Firstly, this means that you need to get registered for GST. It’s pretty simple and you can either do it yourself online, or get your tax agent to do it on your behalf. If you don’t already have an ABN, you’ll need one before you can register for GST. You can get an ABN here.
As soon as you have your GST registration sorted, you’ll need to make sure you lodge your
Business Activity Statement (BAS). You’ve got the option to lodge it monthly by the 21st (or following business day if on a weekend) or quarterly by the dates shown below:
Also have a look at our related article How Do Taxes Work for Rideshare Drivers?
Uber BAS Quarterly GST Reporting
|1 - July, August and September||28 October|
|2 - October, November and December||28 February|
|3 - January, February and March||28 April|
|4 - April, May and June||28 July|
GST is applied to all trips you take, on the whole amount, not just on your earnings, and it is solely your responsibility to ensure it is reported and paid to the ATO. Uber is not an Australian company, so they have no legal obligation to pay GST, meaning you have to pay their share too in a sense.
GST Uber Example
Here’s an example scenario of how GST impacts on your earnings:
Total Fare: $10.00
Uber Fee: $2.50
Earnings After GST: $6.59
Deduct GST for Uber Expenses
When drivers report their rideshare income to the ATO, you also report your expenses for the period, and any GST you’ve paid on those expenses are deducted from the amount of GST you owe to the ATO. That’s another reason it’s important to carefully track your expenses.
Here’s an example:
Sample Monthly Income
Total Sales (this is the full fare plus tolls before Uber’s fees) - $1,000
GST on Sales (1/11th of Total): $90.91
Total Purchases (Your expenses - split between capital and noncapital): $300
GST on Purchases (1/11th of expenses excepting any which did not include GST): $27.27
Amount you Owe (GST on Sales less GST on Purchases): $63.64
What Uber Expenses Can You Claim?
Remember that nearly all your expenses are subject to GST with a couple of exceptions being water, depreciation, some government expenses, and the fees you pay to Uber, so be sure you’re tracking them and keeping receipts, either in an app, or a shoebox, whichever you prefer. For a comprehensive guide on what expenses you should be tracking, Read this Article. If you already track your expenses, and want a better alternative to keeping them in a box, have a look at our review here of some great free and paid options for tracking your expenses.

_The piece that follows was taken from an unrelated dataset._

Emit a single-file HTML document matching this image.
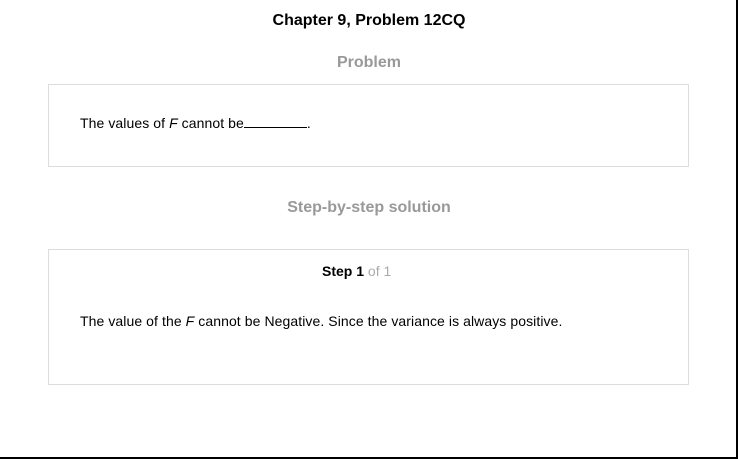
<!DOCTYPE html>
<html><head><meta charset="utf-8"><style>
html,body{margin:0;padding:0;background:#fff;}
body{width:738px;height:459px;position:relative;overflow:hidden;font-family:"Liberation Sans",Arial,sans-serif;color:#000;}
.frame{position:absolute;left:0;top:0;width:736px;height:457px;border-right:2px solid #000;border-bottom:2px solid #000;}
.t{position:absolute;left:0;width:738px;text-align:center;white-space:nowrap;}
.box{position:absolute;left:48px;width:641px;border:1px solid #ddd;box-sizing:border-box;}
.p{position:absolute;left:80px;font-size:14px;white-space:nowrap;letter-spacing:0.08px;}
.u{display:inline-block;width:63px;border-bottom:1px solid #000;height:11px;}
</style></head><body>
<div class="frame"></div>
<div class="t" style="top:12px;font-size:16px;font-weight:bold;">Chapter 9, Problem 12CQ</div>
<div class="t" style="top:54px;font-size:16px;font-weight:bold;color:#999;">Problem</div>
<div class="box" style="top:84px;height:83px;"></div>
<div class="p" style="top:115px;">The values of <i>F</i> cannot be<span class="u"></span>.</div>
<div class="t" style="top:199px;font-size:16px;font-weight:bold;color:#999;">Step-by-step solution</div>
<div class="box" style="top:249px;height:136px;"></div>
<div style="position:absolute;left:322px;top:263px;font-size:14px;white-space:nowrap;"><b>Step 1</b> <span style="color:#aaa;">of 1</span></div>
<div class="p" style="top:313px;">The value of the <i>F</i> cannot be Negative. Since the variance is always positive.</div>
</body></html>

What Was the Effect of GST on Uber Earnings?
Whilst Uber did increase prices at the introduction of GST, the prices were cut again not long after (after lowering them only weeks before GST as well). Many drivers I’ve spoken to feel that Uber has not been very fair to them with relation to this. They’ve dropped prices, increased prices, and dropped them again all in the span in only a couple of months, which essentially landed drivers making about 20% less than they were before GST came along. Here’s an example of a before and after using a trip in Melbourne which was 10km and 20 minutes long.

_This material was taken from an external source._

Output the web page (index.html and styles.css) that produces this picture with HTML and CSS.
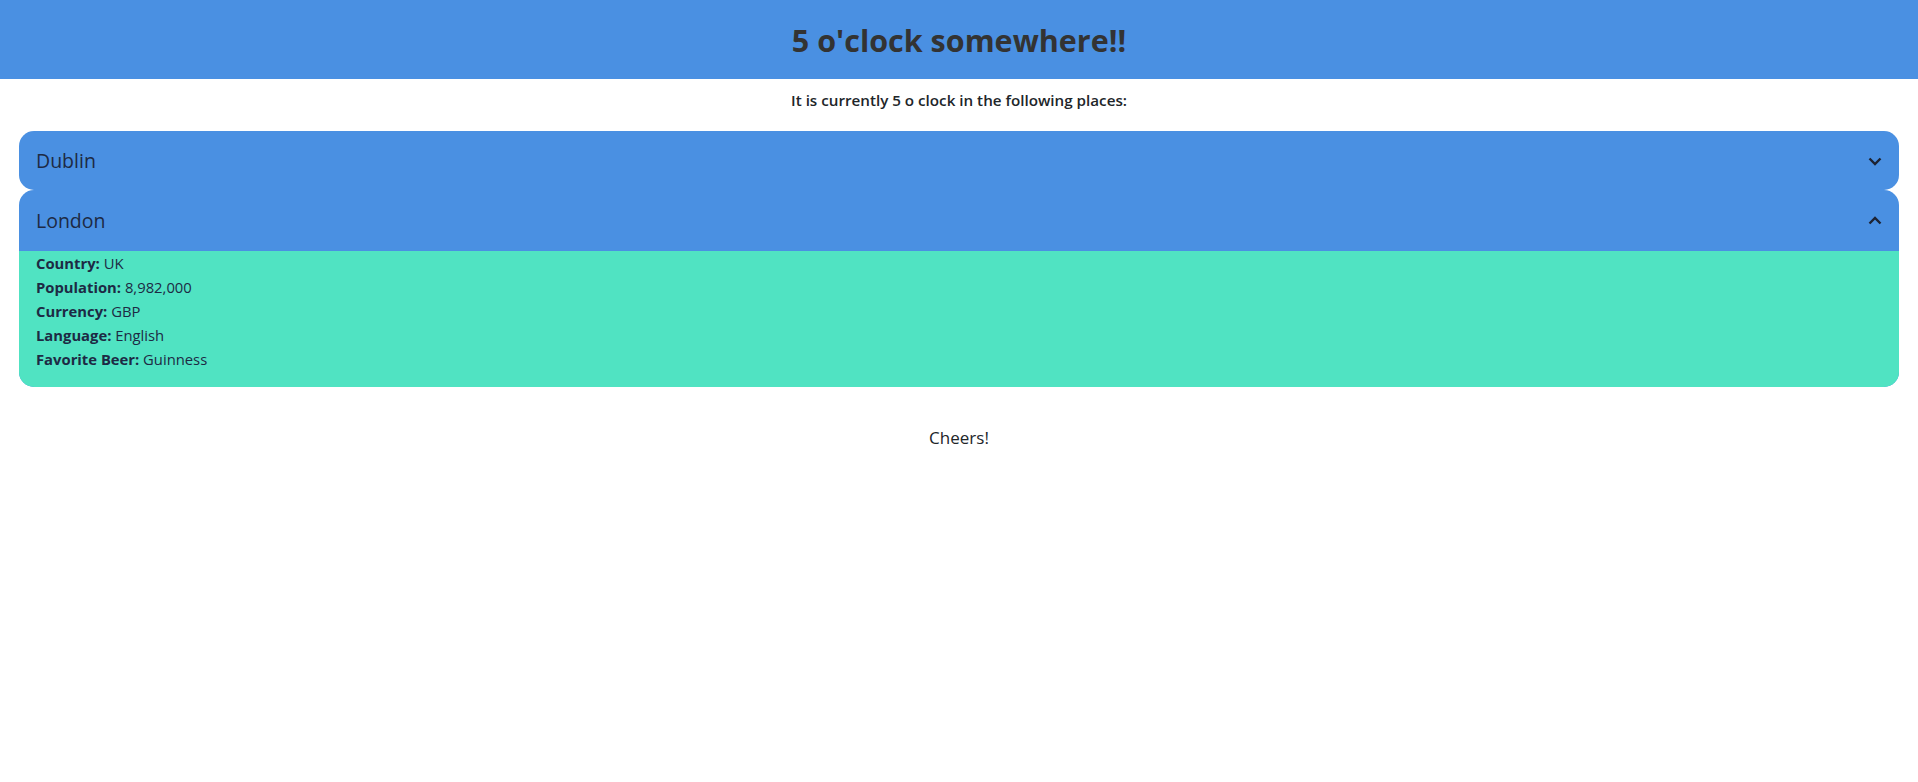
FILE: index.html
```html
<!DOCTYPE html>
<html lang="en">
<head>
<meta charset="utf-8">
<title>5 o'clock somewhere</title>
<link rel="stylesheet" href="styles.css">
</head>
<body>
<header class="topbar">
  <h1 class="title">5 o'clock somewhere!!</h1>
</header>
<p class="intro">It is currently 5 o clock in the following places:</p>
<div class="accordion">
  <div class="item">
    <div class="item-head">
      <span class="city">Dublin</span>
      <svg class="chev" width="16" height="16" viewBox="0 0 16 16"><path d="M2.5 5.5L8 11l5.5-5.5" fill="none" stroke="#1d2333" stroke-width="2.4"/></svg>
    </div>
  </div>
  <div class="item open">
    <div class="item-head">
      <span class="city">London</span>
      <svg class="chev" width="16" height="16" viewBox="0 0 16 16"><path d="M2.5 10.5L8 5l5.5 5.5" fill="none" stroke="#1d2333" stroke-width="2.4"/></svg>
    </div>
    <div class="item-body">
      <div class="row"><b>Country:</b> UK</div>
      <div class="row"><b>Population:</b> 8,982,000</div>
      <div class="row"><b>Currency:</b> GBP</div>
      <div class="row"><b>Language:</b> English</div>
      <div class="row"><b>Favorite Beer:</b> Guinness</div>
    </div>
  </div>
</div>
<p class="cheers">Cheers!</p>
</body>
</html>
```

FILE: styles.css
```css
* { box-sizing: border-box; }
body {
  margin: 0;
  font-family: "Open Sans", "Noto Sans", sans-serif;
  color: #212529;
  background: #fff;
}
.topbar {
  background: #4a90e2;
  height: 79px;
  display: flex;
  align-items: center;
  justify-content: center;
}
.title {
  margin: 0;
  font-size: 30.5px;
  font-weight: 700;
  color: #333;
}
.intro {
  margin: 11px 0 0;
  text-align: center;
  font-size: 15.2px;
  font-weight: 600;
  line-height: 20px;
  color: #212529;
}
.accordion {
  margin: 21px 19px 0;
  display: flex;
  flex-direction: column;
}
.item {
  border-radius: 15px;
  overflow: hidden;
  background: #4a90e2;
}
.item-head {
  height: 59px;
  display: flex;
  align-items: center;
  justify-content: space-between;
  padding: 0 16px 0 17px;
}
.item.open .item-head { height: 61px; }
.city {
  font-size: 19.5px;
  font-weight: 500;
  color: #1d2a44;
}
.chev { display: block; }
.item-body {
  background: #50e3c2;
  padding: 0 17px 16px;
  font-size: 14.8px;
  line-height: 24px;
  color: #1d2a44;
}
.cheers {
  margin: 39px 0 0;
  text-align: center;
  font-size: 17px;
  font-weight: 400;
  color: #212529;
}
```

|Uber Fee (Assuming 25%)||$5.00||$4.60|
As you can see, it’s just shy of a 20% drop in earnings, which seems insignificant when looking at one trip, but when you consider that a $1,000 week just became a $800 week for the same amount of effort and with the added responsibility of lodging your BAS and paying the GST, I can see why some drivers see this as a raw deal. Having been saddled with extra costs, I’m confident that most drivers would have expected an increase in fare by at least an amount which would have allowed them to stay on par with what they were already earning. Remember, I did mention that Uber raised the rates to supposedly offset the GST, but this was after they lowered them and ran a big marketing campaign of a rate reduction, meaning many drivers thought they were back to earning what they were, whilst all the while forgetting about the GST.

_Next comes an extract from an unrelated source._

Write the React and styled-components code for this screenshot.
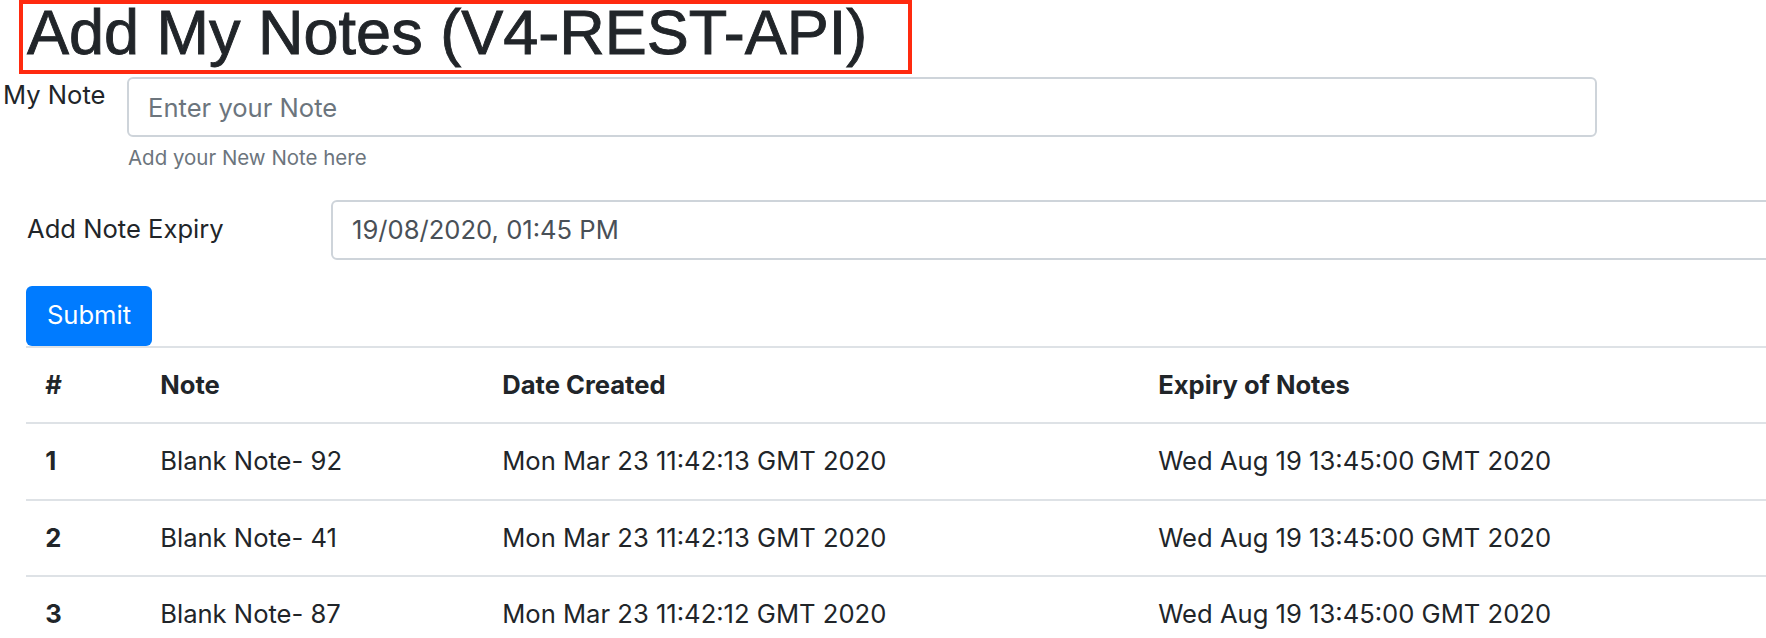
import React from "react";
import styled, { createGlobalStyle } from "styled-components";

const GlobalStyle = createGlobalStyle`
  html, body {
    margin: 0;
    padding: 0;
    overflow: hidden;
    background: #ffffff;
  }
  body {
    font-family: Inter, "Noto Sans", "Liberation Sans", sans-serif;
    font-size: 25.6px;
    line-height: 1.5;
    color: #212529;
  }
  * { box-sizing: border-box; }
`;

const Page = styled.div`
  display: flex;
  flex-direction: column;
  align-items: flex-start;
  width: 2000px;
`;

const TitleFrame = styled.div`
  margin-left: 19px;
  width: 893px;
  height: 74px;
  border: 4px solid #ff2a0f;
`;

const Title = styled.h1`
  margin: 0;
  padding-left: 4px;
  font-family: "Liberation Sans", Arial, sans-serif;
  font-weight: 400;
  font-size: 63px;
  line-height: 57px;
  color: #212529;
  white-space: nowrap;
  -webkit-text-stroke: 0.9px #212529;
`;

const FormGroup = styled.div`
  display: flex;
  align-items: ${(p) => (p.$center ? "center" : "flex-start")};
  margin-top: ${(p) => p.$top}px;
`;

const Label = styled.label`
  flex: none;
  width: ${(p) => p.$width}px;
  padding-left: ${(p) => p.$indent}px;
  margin-top: ${(p) => p.$shift || 0}px;
  line-height: 38.4px;
  white-space: nowrap;
`;

const FieldColumn = styled.div`
  display: flex;
  flex-direction: column;
  width: ${(p) => p.$width}px;
`;

const Input = styled.input`
  width: ${(p) => (p.$width ? `${p.$width}px` : "100%")};
  height: 60px;
  padding: 0 19px;
  border: 2px solid #ced4da;
  border-radius: 6px;
  background: #fff;
  font-family: Inter, "Noto Sans", sans-serif;
  font-size: 25.6px;
  color: #495057;
  outline: none;
  &::placeholder {
    color: #6c757d;
    opacity: 1;
  }
`;

const Help = styled.small`
  display: block;
  margin-top: 6.4px;
  padding-left: 1px;
  font-size: 20.48px;
  line-height: 30.7px;
  color: #6c757d;
`;

const SubmitButton = styled.button`
  margin-top: 26px;
  margin-left: 26px;
  width: 126px;
  height: 60px;
  padding: 0;
  border: none;
  border-radius: 6px;
  background: #007bff;
  color: #fff;
  font-family: Inter, "Noto Sans", sans-serif;
  font-size: 25.6px;
  line-height: 38.4px;
  cursor: pointer;
`;

const Table = styled.table`
  margin-left: 26px;
  width: 1900px;
  border-collapse: collapse;
  table-layout: fixed;
`;

const Th = styled.th`
  width: ${(p) => (p.$w ? `${p.$w}px` : "auto")};
  padding: 18px 19.2px;
  text-align: left;
  font-weight: 700;
  line-height: 38.4px;
  border-top: 2px solid #dee2e6;
  border-bottom: 2px solid #dee2e6;
  white-space: nowrap;
`;

const Td = styled.td`
  padding: 18px 19.2px;
  line-height: 38.4px;
  border-top: 2px solid #dee2e6;
  font-weight: ${(p) => (p.$bold ? 700 : 400)};
  white-space: nowrap;
`;

const notes = [
  { id: 1, text: "Blank Note- 92", created: "Mon Mar 23 11:42:13 GMT 2020", expiry: "Wed Aug 19 13:45:00 GMT 2020" },
  { id: 2, text: "Blank Note- 41", created: "Mon Mar 23 11:42:13 GMT 2020", expiry: "Wed Aug 19 13:45:00 GMT 2020" },
  { id: 3, text: "Blank Note- 87", created: "Mon Mar 23 11:42:12 GMT 2020", expiry: "Wed Aug 19 13:45:00 GMT 2020" },
];

export default function App() {
  return (
    <>
      <GlobalStyle />
      <Page>
        <TitleFrame>
          <Title>Add My Notes (V4-REST-API)</Title>
        </TitleFrame>

        <FormGroup $top={3}>
          <Label $width={127} $indent={3} $shift={-1.5}>My Note</Label>
          <FieldColumn $width={1470}>
            <Input type="text" placeholder="Enter your Note" />
            <Help>Add your New Note here</Help>
          </FieldColumn>
        </FormGroup>

        <FormGroup $top={25.6} $center>
          <Label $width={331} $indent={27}>Add Note Expiry</Label>
          <Input type="text" $width={1600} defaultValue="19/08/2020, 01:45 PM" />
        </FormGroup>

        <SubmitButton type="button">Submit</SubmitButton>

        <Table>
          <thead>
            <tr>
              <Th $w={115}>#</Th>
              <Th $w={342}>Note</Th>
              <Th $w={656}>Date Created</Th>
              <Th>Expiry of Notes</Th>
            </tr>
          </thead>
          <tbody>
            {notes.map((n) => (
              <tr key={n.id}>
                <Td $bold>{n.id}</Td>
                <Td>{n.text}</Td>
                <Td>{n.created}</Td>
                <Td>{n.expiry}</Td>
              </tr>
            ))}
          </tbody>
        </Table>
      </Page>
    </>
  );
}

Ignore GST on Your Uber Earnings at Your Peril
I’ve spoken to a number of drivers about GST, and many have buried their head in the sand thinking Uber would have won the appeal. Others I’ve spoken to just expect they will get away with not paying it. The realities are that Uber has not won the appeal, and we are all liable to pay GST, and anyone who thinks they will get away with it are putting themselves at risk of fines for failing to lodge their BAS and any other possible repercussions that may come with tax evasion as well. One driver I met told me that he has a couple friends who are also drivers who received letters from the ATO telling them they had been found to have been receiving money from Uber which was not being reported. Don’t forget that the ATO can see your bank account, so even though it hurts to do it, lodge your BAS, and pay your GST.